[Short task] All of the data that follows should be retyped exactly, please, except the pictures.

[Collected material]
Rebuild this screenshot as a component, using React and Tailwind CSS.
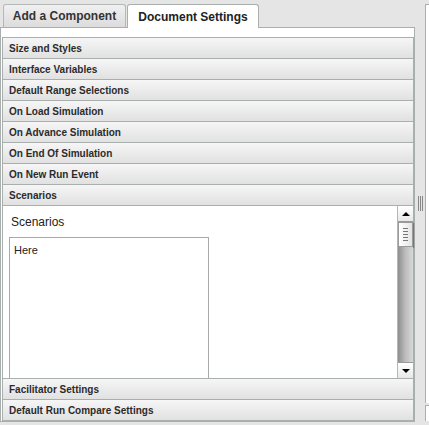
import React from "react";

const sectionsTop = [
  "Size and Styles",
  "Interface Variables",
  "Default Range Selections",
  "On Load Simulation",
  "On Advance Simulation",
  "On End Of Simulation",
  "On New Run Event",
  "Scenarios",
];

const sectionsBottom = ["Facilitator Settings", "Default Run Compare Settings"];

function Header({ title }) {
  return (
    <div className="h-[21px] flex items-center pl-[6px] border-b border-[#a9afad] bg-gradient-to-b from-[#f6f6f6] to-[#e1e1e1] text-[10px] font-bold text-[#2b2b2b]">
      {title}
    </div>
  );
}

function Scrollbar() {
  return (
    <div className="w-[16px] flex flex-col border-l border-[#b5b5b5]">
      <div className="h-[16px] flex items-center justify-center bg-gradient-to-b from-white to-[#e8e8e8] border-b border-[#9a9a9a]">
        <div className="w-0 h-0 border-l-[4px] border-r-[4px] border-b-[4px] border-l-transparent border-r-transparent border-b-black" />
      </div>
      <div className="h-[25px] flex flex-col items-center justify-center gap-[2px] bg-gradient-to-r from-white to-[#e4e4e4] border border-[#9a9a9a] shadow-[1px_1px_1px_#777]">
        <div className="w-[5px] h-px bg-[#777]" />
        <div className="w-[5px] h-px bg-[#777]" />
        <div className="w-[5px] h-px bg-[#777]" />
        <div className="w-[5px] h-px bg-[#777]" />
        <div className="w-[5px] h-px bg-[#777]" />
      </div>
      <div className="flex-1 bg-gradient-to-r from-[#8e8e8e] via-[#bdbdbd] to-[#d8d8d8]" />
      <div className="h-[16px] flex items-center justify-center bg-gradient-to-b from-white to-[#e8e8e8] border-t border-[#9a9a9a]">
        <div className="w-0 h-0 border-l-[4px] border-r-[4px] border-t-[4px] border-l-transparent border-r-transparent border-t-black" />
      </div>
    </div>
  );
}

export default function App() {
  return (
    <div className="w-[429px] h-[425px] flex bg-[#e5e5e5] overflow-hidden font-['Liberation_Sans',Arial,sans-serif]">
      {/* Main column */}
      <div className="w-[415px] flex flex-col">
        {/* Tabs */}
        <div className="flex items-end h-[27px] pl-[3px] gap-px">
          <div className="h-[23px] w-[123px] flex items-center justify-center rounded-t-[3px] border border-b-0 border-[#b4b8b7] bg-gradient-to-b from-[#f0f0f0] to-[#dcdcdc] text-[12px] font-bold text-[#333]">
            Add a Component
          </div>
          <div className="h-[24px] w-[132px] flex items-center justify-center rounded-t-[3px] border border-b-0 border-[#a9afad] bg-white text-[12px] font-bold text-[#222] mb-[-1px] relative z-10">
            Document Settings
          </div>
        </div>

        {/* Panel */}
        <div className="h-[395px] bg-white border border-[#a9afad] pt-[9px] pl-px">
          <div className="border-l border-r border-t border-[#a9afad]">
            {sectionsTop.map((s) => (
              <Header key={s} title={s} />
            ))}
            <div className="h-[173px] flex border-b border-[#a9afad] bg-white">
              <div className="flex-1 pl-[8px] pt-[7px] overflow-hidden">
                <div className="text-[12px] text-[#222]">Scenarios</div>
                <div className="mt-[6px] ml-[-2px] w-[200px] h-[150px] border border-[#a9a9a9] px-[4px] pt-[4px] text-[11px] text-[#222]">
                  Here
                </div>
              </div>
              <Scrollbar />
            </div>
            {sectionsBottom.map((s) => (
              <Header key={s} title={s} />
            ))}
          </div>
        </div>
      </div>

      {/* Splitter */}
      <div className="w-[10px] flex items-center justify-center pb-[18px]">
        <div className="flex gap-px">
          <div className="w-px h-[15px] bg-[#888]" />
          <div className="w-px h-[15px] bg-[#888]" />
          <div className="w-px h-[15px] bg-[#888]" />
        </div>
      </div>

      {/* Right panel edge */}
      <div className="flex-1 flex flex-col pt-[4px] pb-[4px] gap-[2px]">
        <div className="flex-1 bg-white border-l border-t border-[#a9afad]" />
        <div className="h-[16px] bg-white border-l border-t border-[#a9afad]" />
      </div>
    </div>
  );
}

[Solved problem]
Rebuild this screenshot as a component, using React and Tailwind CSS.
import React from "react";

const sectionsTop = [
  "Size and Styles",
  "Interface Variables",
  "Default Range Selections",
  "On Load Simulation",
  "On Advance Simulation",
  "On End Of Simulation",
  "On New Run Event",
  "Scenarios",
];

const sectionsBottom = ["Facilitator Settings", "Default Run Compare Settings"];

function Header({ title }) {
  return (
    <div className="h-[21px] flex items-center pl-[6px] border-b border-[#a9afad] bg-gradient-to-b from-[#f6f6f6] to-[#e1e1e1] text-[10px] font-bold text-[#2b2b2b]">
      {title}
    </div>
  );
}

function Scrollbar() {
  return (
    <div className="w-[16px] flex flex-col border-l border-[#b5b5b5]">
      <div className="h-[16px] flex items-center justify-center bg-gradient-to-b from-white to-[#e8e8e8] border-b border-[#9a9a9a]">
        <div className="w-0 h-0 border-l-[4px] border-r-[4px] border-b-[4px] border-l-transparent border-r-transparent border-b-black" />
      </div>
      <div className="h-[25px] flex flex-col items-center justify-center gap-[2px] bg-gradient-to-r from-white to-[#e4e4e4] border border-[#9a9a9a] shadow-[1px_1px_1px_#777]">
        <div className="w-[5px] h-px bg-[#777]" />
        <div className="w-[5px] h-px bg-[#777]" />
        <div className="w-[5px] h-px bg-[#777]" />
        <div className="w-[5px] h-px bg-[#777]" />
        <div className="w-[5px] h-px bg-[#777]" />
      </div>
      <div className="flex-1 bg-gradient-to-r from-[#8e8e8e] via-[#bdbdbd] to-[#d8d8d8]" />
      <div className="h-[16px] flex items-center justify-center bg-gradient-to-b from-white to-[#e8e8e8] border-t border-[#9a9a9a]">
        <div className="w-0 h-0 border-l-[4px] border-r-[4px] border-t-[4px] border-l-transparent border-r-transparent border-t-black" />
      </div>
    </div>
  );
}

export default function App() {
  return (
    <div className="w-[429px] h-[425px] flex bg-[#e5e5e5] overflow-hidden font-['Liberation_Sans',Arial,sans-serif]">
      {/* Main column */}
      <div className="w-[415px] flex flex-col">
        {/* Tabs */}
        <div className="flex items-end h-[27px] pl-[3px] gap-px">
          <div className="h-[23px] w-[123px] flex items-center justify-center rounded-t-[3px] border border-b-0 border-[#b4b8b7] bg-gradient-to-b from-[#f0f0f0] to-[#dcdcdc] text-[12px] font-bold text-[#333]">
            Add a Component
          </div>
          <div className="h-[24px] w-[132px] flex items-center justify-center rounded-t-[3px] border border-b-0 border-[#a9afad] bg-white text-[12px] font-bold text-[#222] mb-[-1px] relative z-10">
            Document Settings
          </div>
        </div>

        {/* Panel */}
        <div className="h-[395px] bg-white border border-[#a9afad] pt-[9px] pl-px">
          <div className="border-l border-r border-t border-[#a9afad]">
            {sectionsTop.map((s) => (
              <Header key={s} title={s} />
            ))}
            <div className="h-[173px] flex border-b border-[#a9afad] bg-white">
              <div className="flex-1 pl-[8px] pt-[7px] overflow-hidden">
                <div className="text-[12px] text-[#222]">Scenarios</div>
                <div className="mt-[6px] ml-[-2px] w-[200px] h-[150px] border border-[#a9a9a9] px-[4px] pt-[4px] text-[11px] text-[#222]">
                  Here
                </div>
              </div>
              <Scrollbar />
            </div>
            {sectionsBottom.map((s) => (
              <Header key={s} title={s} />
            ))}
          </div>
        </div>
      </div>

      {/* Splitter */}
      <div className="w-[10px] flex items-center justify-center pb-[18px]">
        <div className="flex gap-px">
          <div className="w-px h-[15px] bg-[#888]" />
          <div className="w-px h-[15px] bg-[#888]" />
          <div className="w-px h-[15px] bg-[#888]" />
        </div>
      </div>

      {/* Right panel edge */}
      <div className="flex-1 flex flex-col pt-[4px] pb-[4px] gap-[2px]">
        <div className="flex-1 bg-white border-l border-t border-[#a9afad]" />
        <div className="h-[16px] bg-white border-l border-t border-[#a9afad]" />
      </div>
    </div>
  );
}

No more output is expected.